Evet, AKP iktidarının ve Erdoğan’ın süreçten Kürt sorununu “çözmek” dışında başka niyet ve beklentilerinin olduğu açıktır.  Öncelikle AKP’nin, iktidarını sağlama almak için yürüttüğü ırkçılık ve mezhepçilik yaparak sağı kendi arkasında birleştirme politikasıyla “barış” süreci uyumsuzdur. 

AKP’nin ana derdi Anayasa süreci ve Suriye’dir. Bunun için şimdi Kürt Sorununu gündem haline getirmektedir.

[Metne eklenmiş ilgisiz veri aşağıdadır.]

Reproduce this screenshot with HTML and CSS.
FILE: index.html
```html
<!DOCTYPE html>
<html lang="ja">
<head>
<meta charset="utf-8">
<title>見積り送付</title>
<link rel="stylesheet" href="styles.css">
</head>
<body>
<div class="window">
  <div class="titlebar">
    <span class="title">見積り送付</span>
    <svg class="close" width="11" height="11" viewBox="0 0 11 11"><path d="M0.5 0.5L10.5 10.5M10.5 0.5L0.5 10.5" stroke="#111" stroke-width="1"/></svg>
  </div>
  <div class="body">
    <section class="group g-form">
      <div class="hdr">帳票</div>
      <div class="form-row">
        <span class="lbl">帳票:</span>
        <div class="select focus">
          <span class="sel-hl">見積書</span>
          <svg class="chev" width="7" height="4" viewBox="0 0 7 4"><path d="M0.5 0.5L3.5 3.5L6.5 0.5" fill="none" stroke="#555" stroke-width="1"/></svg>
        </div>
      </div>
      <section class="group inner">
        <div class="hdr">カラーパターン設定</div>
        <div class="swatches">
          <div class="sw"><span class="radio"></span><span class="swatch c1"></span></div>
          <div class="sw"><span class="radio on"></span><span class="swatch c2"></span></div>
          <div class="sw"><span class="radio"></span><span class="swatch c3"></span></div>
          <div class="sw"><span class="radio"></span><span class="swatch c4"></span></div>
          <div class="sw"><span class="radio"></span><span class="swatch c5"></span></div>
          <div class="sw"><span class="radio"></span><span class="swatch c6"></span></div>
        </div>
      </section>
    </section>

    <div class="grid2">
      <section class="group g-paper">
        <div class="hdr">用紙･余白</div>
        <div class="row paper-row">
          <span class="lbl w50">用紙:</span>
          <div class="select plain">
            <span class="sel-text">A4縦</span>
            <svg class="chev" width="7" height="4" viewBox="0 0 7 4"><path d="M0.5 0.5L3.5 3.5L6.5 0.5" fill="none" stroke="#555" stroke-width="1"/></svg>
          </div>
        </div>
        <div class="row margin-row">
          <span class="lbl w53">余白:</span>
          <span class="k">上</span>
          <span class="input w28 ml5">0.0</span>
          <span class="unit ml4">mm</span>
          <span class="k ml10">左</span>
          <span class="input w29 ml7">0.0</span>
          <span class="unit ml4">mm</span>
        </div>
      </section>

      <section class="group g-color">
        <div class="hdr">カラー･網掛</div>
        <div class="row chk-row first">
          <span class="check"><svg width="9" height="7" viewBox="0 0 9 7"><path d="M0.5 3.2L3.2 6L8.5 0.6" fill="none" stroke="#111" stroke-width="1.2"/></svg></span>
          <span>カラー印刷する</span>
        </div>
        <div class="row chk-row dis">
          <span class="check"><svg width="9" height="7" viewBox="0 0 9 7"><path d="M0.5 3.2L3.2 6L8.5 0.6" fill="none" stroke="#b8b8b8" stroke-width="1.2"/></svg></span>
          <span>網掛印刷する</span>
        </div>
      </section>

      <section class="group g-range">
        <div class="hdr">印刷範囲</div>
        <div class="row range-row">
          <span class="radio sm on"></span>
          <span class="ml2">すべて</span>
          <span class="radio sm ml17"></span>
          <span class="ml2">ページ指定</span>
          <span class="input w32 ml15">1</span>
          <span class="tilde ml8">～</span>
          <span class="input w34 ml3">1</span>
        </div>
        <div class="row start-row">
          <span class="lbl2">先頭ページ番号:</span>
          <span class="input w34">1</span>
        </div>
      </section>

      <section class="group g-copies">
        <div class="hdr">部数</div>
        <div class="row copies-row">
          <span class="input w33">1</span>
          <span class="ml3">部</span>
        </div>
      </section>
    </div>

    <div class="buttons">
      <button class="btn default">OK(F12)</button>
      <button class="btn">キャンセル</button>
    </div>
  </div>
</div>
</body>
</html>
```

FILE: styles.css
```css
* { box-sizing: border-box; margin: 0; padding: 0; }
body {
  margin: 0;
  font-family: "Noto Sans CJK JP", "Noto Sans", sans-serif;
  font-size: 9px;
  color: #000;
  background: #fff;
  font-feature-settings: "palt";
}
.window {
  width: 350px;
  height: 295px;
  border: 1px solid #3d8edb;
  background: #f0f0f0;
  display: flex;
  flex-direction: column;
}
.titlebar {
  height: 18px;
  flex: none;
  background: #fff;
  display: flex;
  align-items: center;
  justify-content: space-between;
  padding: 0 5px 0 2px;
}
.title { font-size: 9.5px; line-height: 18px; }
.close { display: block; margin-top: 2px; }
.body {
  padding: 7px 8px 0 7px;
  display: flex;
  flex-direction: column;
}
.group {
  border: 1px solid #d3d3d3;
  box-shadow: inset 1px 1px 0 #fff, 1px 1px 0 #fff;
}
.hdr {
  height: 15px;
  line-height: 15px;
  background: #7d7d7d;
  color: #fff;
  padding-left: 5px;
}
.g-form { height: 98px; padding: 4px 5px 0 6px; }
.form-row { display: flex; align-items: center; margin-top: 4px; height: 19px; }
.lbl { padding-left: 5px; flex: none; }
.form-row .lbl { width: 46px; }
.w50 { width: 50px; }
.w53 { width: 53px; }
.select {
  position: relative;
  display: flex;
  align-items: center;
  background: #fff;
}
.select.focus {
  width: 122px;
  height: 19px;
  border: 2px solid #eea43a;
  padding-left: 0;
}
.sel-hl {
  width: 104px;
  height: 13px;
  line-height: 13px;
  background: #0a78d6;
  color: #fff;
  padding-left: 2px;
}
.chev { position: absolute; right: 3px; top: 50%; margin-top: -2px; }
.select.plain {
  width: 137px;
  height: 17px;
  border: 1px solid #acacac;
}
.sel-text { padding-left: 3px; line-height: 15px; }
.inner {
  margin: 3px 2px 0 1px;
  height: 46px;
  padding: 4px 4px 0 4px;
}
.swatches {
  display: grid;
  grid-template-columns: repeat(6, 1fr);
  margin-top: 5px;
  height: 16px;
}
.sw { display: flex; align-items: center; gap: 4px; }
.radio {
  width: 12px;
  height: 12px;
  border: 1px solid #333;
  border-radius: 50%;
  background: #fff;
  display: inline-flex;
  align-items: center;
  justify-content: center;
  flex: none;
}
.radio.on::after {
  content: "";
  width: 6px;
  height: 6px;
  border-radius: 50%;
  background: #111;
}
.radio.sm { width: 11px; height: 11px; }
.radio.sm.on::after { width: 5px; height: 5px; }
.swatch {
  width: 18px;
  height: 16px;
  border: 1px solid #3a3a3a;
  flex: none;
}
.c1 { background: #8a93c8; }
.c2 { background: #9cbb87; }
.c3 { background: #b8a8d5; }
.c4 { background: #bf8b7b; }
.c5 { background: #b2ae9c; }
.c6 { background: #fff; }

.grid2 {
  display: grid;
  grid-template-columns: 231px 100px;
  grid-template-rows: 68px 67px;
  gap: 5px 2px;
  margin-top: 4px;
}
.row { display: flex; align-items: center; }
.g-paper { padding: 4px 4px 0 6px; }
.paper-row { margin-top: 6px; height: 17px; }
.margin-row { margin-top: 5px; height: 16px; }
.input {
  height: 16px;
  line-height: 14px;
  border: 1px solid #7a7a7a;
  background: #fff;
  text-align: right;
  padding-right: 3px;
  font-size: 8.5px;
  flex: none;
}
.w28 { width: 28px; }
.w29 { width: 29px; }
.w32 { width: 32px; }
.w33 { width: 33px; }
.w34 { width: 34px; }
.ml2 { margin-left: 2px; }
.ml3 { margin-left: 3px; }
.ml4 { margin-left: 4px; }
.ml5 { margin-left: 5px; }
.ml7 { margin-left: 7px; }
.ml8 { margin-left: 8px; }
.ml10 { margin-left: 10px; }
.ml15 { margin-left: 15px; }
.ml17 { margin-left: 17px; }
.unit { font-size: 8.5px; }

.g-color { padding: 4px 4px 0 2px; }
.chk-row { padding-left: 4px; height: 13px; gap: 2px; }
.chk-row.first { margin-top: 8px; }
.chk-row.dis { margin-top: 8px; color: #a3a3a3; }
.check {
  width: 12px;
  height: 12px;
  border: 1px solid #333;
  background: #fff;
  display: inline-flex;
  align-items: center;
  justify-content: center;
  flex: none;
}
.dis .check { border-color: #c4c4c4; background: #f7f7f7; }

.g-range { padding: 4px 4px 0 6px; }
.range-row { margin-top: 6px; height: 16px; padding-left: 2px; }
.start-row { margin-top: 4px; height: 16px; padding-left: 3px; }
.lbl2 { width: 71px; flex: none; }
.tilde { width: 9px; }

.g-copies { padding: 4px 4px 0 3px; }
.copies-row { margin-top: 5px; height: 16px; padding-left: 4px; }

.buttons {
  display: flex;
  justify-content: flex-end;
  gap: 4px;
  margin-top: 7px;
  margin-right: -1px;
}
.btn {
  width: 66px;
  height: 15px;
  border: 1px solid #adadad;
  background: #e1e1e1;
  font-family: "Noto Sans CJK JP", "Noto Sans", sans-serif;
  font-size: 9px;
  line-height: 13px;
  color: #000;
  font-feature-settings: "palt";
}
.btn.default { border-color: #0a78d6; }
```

Öte yandan AKP’yi yeni bir “açılım süreci” ilanına iten şey, iktidarın emperyalizmin aktif taşeronu olarak yer aldığı Ortadoğu politikasıdır. Türkiye’yi emperyalist çıkarlar doğrultusunda Suriye, Irak ve İran ile çeşitli düzeylerde çatışmaya angaje eden AKP iktidarı, geri dönülmez biçimde bir bataklığa girmiş ve bu bataklıkta giderek büyüyen bir Kürt sorunu yüküyle karşı karşıya olduğunu görmüştür. AKP, dış politikasının iflasını açıklamayacaksa Kürt sorununu bir engel olmaktan çıkarmak zorundadır. Bu da Kürt sorununda çözümü değilse bile Kürt hareketini etkisizleştirmeyi hedefleyeceği yeni bir oyalama sürecini gerektirmektedir.

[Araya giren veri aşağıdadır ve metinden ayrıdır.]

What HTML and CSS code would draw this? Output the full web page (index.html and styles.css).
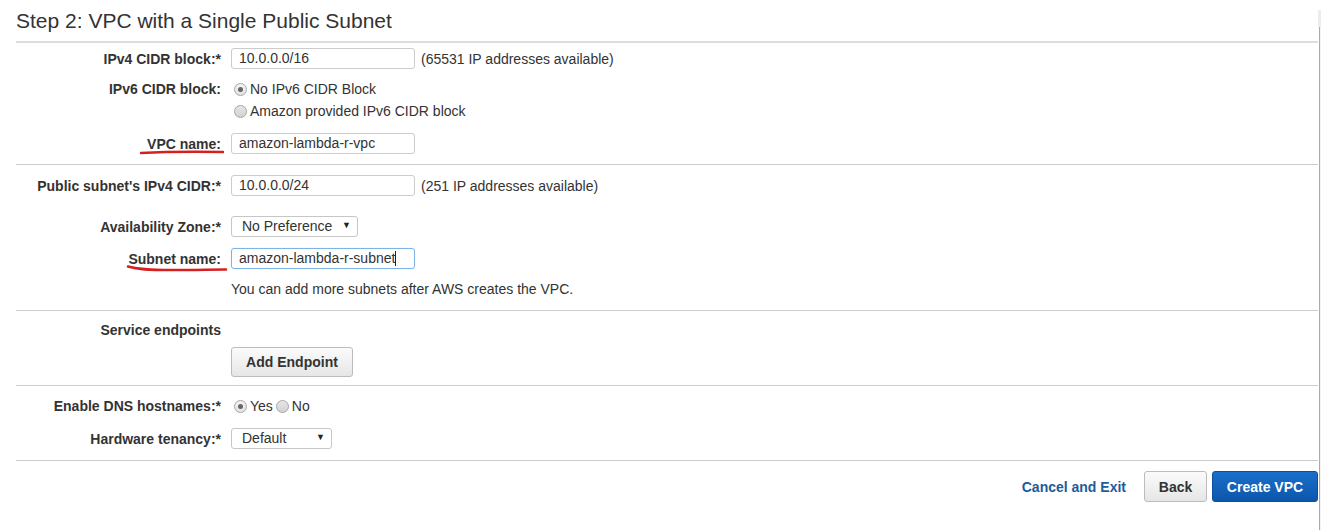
FILE: index.html
```html
<!DOCTYPE html>
<html>
<head>
<meta charset="utf-8">
<link rel="stylesheet" href="styles.css">
</head>
<body>
<div class="page">
  <h1 class="title">Step 2: VPC with a Single Public Subnet</h1>

  <section class="sec sec1">
    <div class="row">
      <label class="lbl">IPv4 CIDR block:*</label>
      <div class="ctl">
        <div class="input">10.0.0.0/16</div>
        <span class="note">(65531 IP addresses available)</span>
      </div>
    </div>
    <div class="row row-top mt9">
      <label class="lbl lh22">IPv6 CIDR block:</label>
      <div class="radios">
        <div class="ropt"><span class="radio on"></span>No IPv6 CIDR Block</div>
        <div class="ropt"><span class="radio"></span>Amazon provided IPv6 CIDR block</div>
      </div>
    </div>
    <div class="row mt11">
      <label class="lbl"><span class="mark">VPC name:<svg class="ul ul1" width="84" height="6" viewBox="0 0 84 6"><path d="M1 4 C 20 3, 50 2.5, 83 3" stroke="#d62020" stroke-width="2.6" fill="none" stroke-linecap="round"/></svg></span></label>
      <div class="ctl"><div class="input">amazon-lambda-r-vpc</div></div>
    </div>
  </section>

  <section class="sec sec2">
    <div class="row">
      <label class="lbl">Public subnet's IPv4 CIDR:*</label>
      <div class="ctl">
        <div class="input">10.0.0.0/24</div>
        <span class="note">(251 IP addresses available)</span>
      </div>
    </div>
    <div class="row mt20">
      <label class="lbl">Availability Zone:*</label>
      <div class="ctl"><div class="select w127">No Preference<span class="arrow">▼</span></div></div>
    </div>
    <div class="row mt11">
      <label class="lbl"><span class="mark">Subnet name:<svg class="ul ul2" width="102" height="10" viewBox="0 0 102 10"><path d="M2 2.5 C 12 5.5, 22 6, 45 6 C 70 6, 85 5.5, 100 5.5" stroke="#d62020" stroke-width="2.6" fill="none" stroke-linecap="round"/></svg></span></label>
      <div class="ctl"><div class="input focus">amazon-lambda-r-subnet<span class="caret"></span></div></div>
    </div>
    <div class="row mt11">
      <span></span>
      <div class="hint">You can add more subnets after AWS creates the VPC.</div>
    </div>
  </section>

  <section class="sec sec3">
    <div class="row">
      <label class="lbl lh18">Service endpoints</label>
      <span></span>
    </div>
    <div class="row mt8">
      <span></span>
      <div class="ctl"><button class="btn btn-add">Add Endpoint</button></div>
    </div>
  </section>

  <section class="sec sec4">
    <div class="row">
      <label class="lbl lh22">Enable DNS hostnames:*</label>
      <div class="ctl inline">
        <span class="ropt"><span class="radio on"></span>Yes</span>
        <span class="ropt"><span class="radio"></span>No</span>
      </div>
    </div>
    <div class="row mt11">
      <label class="lbl">Hardware tenancy:*</label>
      <div class="ctl"><div class="select w101">Default<span class="arrow">▼</span></div></div>
    </div>
  </section>

  <footer class="footer">
    <a class="link">Cancel and Exit</a>
    <button class="btn btn-back">Back</button>
    <button class="btn btn-primary">Create VPC</button>
  </footer>
</div>
<div class="scrollbar"><div class="sb-top"></div><div class="sb-track"></div></div>
</body>
</html>
```

FILE: styles.css
```css
* { box-sizing: border-box; }
html, body { margin: 0; padding: 0; background: #fff; }
body {
  font-family: Arial, "Liberation Sans", sans-serif;
  font-size: 14px;
  color: #333;
  width: 1321px;
  height: 530px;
  overflow: hidden;
}
.page {
  padding: 0 3px 0 16px;
}
.title {
  margin: 0;
  font-size: 21px;
  font-weight: normal;
  line-height: 24px;
  padding: 9px 0 8px 0;
  color: #333;
  border-bottom: 2px solid #ddd;
}
.sec { border-bottom: 1px solid #ccc; }
.sec1 { padding: 5px 0 10px 0; }
.sec2 { padding: 10px 0 12px 0; }
.sec3 { padding: 10px 0 8px 0; }
.sec4 { padding: 9px 0 11px 0; }

.row {
  display: grid;
  grid-template-columns: 205px 1fr;
  column-gap: 10px;
  align-items: center;
}
.row-top { align-items: start; }
.mt8 { margin-top: 8px; }
.mt9 { margin-top: 9px; }
.mt11 { margin-top: 11px; }
.mt20 { margin-top: 20px; }

.lbl {
  text-align: right;
  font-weight: bold;
  font-size: 14px;
  color: #333;
  white-space: nowrap;
}
.lh22 { line-height: 22px; }
.lh18 { line-height: 18px; }
.mark { position: relative; display: inline-block; }
.ul { position: absolute; pointer-events: none; }
.ul1 { left: -7px; top: 13px; }
.ul2 { left: -2px; top: 13px; }

.ctl { display: flex; align-items: center; }
.input {
  width: 184px;
  height: 21px;
  border: 1px solid #ccc;
  border-radius: 3px;
  padding: 0 7px;
  line-height: 19px;
  font-size: 14px;
  color: #333;
  position: relative;
}
.input.focus { border-color: #7fb3e6; box-shadow: 0 0 1px #a9cdf0; }
.caret {
  display: inline-block;
  width: 1px;
  height: 15px;
  background: #222;
  vertical-align: -3px;
}
.note { margin-left: 6px; color: #333; }
.hint { line-height: 18px; color: #333; }

.radios { display: flex; flex-direction: column; }
.ropt {
  display: flex;
  align-items: center;
  line-height: 22px;
  height: 22px;
  color: #333;
}
.radio {
  width: 13px;
  height: 13px;
  border-radius: 50%;
  border: 1px solid #a6a6a6;
  background: linear-gradient(#e6e6e6, #d2d2d2);
  margin: 0 3px 0 3px;
  position: relative;
  flex: none;
}
.radio.on { background: linear-gradient(#f4f4f4, #e2e2e2); }
.radio.on::after {
  content: "";
  position: absolute;
  left: 3px; top: 3px;
  width: 5px; height: 5px;
  border-radius: 50%;
  background: #666;
}
.inline .ropt + .ropt .radio { margin-left: 3px; }

.select {
  height: 21px;
  border: 1px solid #c6c6c6;
  border-radius: 3px;
  padding: 0 0 0 10px;
  line-height: 19px;
  font-size: 14px;
  color: #333;
  position: relative;
  background: #fff;
}
.w127 { width: 127px; }
.w101 { width: 101px; }
.arrow {
  position: absolute;
  right: 6px;
  top: 0;
  font-size: 9px;
  color: #222;
  line-height: 17px;
}

.btn {
  font-family: Arial, "Liberation Sans", sans-serif;
  font-weight: bold;
  font-size: 14px;
  height: 31px;
  border-radius: 3px;
  cursor: pointer;
  padding: 0;
}
.btn-add, .btn-back {
  background: linear-gradient(#fbfbfb, #e6e6e6);
  border: 1px solid #bcbcbc;
  color: #333;
}
.btn-add { width: 122px; height: 30px; }
.btn-back { width: 63px; }
.btn-primary {
  width: 106px;
  background: linear-gradient(#1a6fcb, #0c56ab);
  border: 1px solid #0b4f9e;
  color: #fff;
  margin-left: 5px;
}

.footer {
  display: flex;
  justify-content: flex-end;
  align-items: center;
  padding-top: 10px;
}
.link {
  color: #1d5b9c;
  font-weight: bold;
  font-size: 14px;
  margin-right: 18px;
  cursor: pointer;
}

.scrollbar {
  position: absolute;
  top: 10px;
  right: 0;
  width: 3px;
  height: 520px;
  display: flex;
  flex-direction: column;
}
.sb-top { height: 17px; background: #ececec; }
.sb-track { flex: 1; border-left: 1px solid #fff; background: linear-gradient(90deg, #aaa 0 1px, #f3f3f3 1px); }
```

Bugüne kadar yaşadıklarımız, AKP’nin ideolojik-politik formasyonunun ve kapasitesinin bir çözüme değil ancak bir oyalamaya imkan verdiğini defalarca ortaya koymuştur.

O nedenle süreç, AKP’nin iyi niyetine ve taktiklerine bırakılamayacak kadar önemlidir.

Şu an topluma hakim olan beklenti ve umut ise elbetteki görüşmelerin içeriğinden değil. 30 yıldır süren savaşın sonucu yani savaşın bitirilmesi isteğidir. 

Sürecin bu ülke topraklarında yaşayan halkların 30 yıldır yaşanan savaşın bitirilmesi doğrultusundaki beklentilerinin ve duygularının istismarı olarak yaşanmasını engelleyecek güç ise bu ülke topraklarında halkların yararına, gerçekten “barış” isteyen ve barış için mücadele edenlerdedir.